One of my goals was to combine data from multiple reports in order to ease the analysis of multiple samples. It was also important for me to not waste time working on deployment and installation procedures. At the same I was working on setting up a Nextflow pipeline to launch jobs on the university's HPC cluster "SONIC".
Implementation
I developed Spideog to read one or multiple Kraken report and write one tree file or one CSV file. I use the simple Newick format for the tree, and a tidy format5 for the abundance data. Newick trees are easily readable in R (and other analysis language) with the {ape} package6, and tidy data is the standard for the Tidyverse7, the easiest way to format data if you make plots with {ggplot}8. These file formats can be combined to merge the results of multiple analysis.
Spideog is implemented in Rust. I set up a continuous integration to build binaries for Linux, OSX, and Windows. No dependencies needed. No Docker container or Conda environment needed. No need to have Rust installed on the machine.

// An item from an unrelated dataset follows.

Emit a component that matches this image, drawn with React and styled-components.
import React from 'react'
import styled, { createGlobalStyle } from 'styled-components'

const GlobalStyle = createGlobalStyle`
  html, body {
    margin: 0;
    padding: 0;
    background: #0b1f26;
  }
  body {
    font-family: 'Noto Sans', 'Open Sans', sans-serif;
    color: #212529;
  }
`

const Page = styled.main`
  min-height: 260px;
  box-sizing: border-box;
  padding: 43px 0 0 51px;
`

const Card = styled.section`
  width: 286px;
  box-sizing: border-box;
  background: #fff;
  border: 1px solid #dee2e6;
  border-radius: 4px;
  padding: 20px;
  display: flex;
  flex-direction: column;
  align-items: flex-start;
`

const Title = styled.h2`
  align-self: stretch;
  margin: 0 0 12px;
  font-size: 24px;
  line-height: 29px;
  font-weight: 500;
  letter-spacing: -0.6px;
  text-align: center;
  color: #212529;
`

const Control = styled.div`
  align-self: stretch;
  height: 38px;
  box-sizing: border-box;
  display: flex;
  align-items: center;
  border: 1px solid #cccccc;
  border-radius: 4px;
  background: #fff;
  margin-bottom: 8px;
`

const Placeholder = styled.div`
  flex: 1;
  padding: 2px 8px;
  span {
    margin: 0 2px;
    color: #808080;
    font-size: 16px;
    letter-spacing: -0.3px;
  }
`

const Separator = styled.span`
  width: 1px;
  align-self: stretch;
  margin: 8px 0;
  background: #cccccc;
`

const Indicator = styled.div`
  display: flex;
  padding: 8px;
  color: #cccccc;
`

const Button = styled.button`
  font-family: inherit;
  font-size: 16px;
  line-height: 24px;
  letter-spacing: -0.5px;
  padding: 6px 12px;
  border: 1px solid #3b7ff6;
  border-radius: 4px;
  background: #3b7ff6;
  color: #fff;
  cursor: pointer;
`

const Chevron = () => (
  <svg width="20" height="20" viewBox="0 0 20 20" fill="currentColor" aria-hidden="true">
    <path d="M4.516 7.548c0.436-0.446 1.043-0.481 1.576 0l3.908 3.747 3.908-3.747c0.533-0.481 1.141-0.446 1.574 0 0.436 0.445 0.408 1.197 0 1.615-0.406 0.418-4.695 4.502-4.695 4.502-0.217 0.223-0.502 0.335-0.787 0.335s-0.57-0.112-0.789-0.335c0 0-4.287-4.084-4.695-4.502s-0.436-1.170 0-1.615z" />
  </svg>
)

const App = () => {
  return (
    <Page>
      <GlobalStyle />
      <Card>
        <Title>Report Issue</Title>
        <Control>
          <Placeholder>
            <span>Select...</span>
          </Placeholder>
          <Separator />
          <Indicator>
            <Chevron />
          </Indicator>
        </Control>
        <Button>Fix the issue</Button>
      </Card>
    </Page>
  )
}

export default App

I added the binary to my Nextflow pipeline (in the bin/
folder, you could make a container wrapper if you want to have everything in containers and not have binaries in your git repository), it works like a charm on the cluster, no extra hassle.
Example
For development and test purposes I manually crafted 2 kKraken reports with few differences in read counts and also with different species found.
The Spideog's subcommand combine-trees
will take all the reports you give it (thanks for glob) and generate a single tree in Newick format, that you can read with ape and ggtree. The subcommand combine-abundances
will produce 1 CSV file that can be read with R. Then using fortify
on the tree object to get a data frame, you can join the 2 objects to plot heatmap and other data visualisation with ggplot2 (or base R plot functions).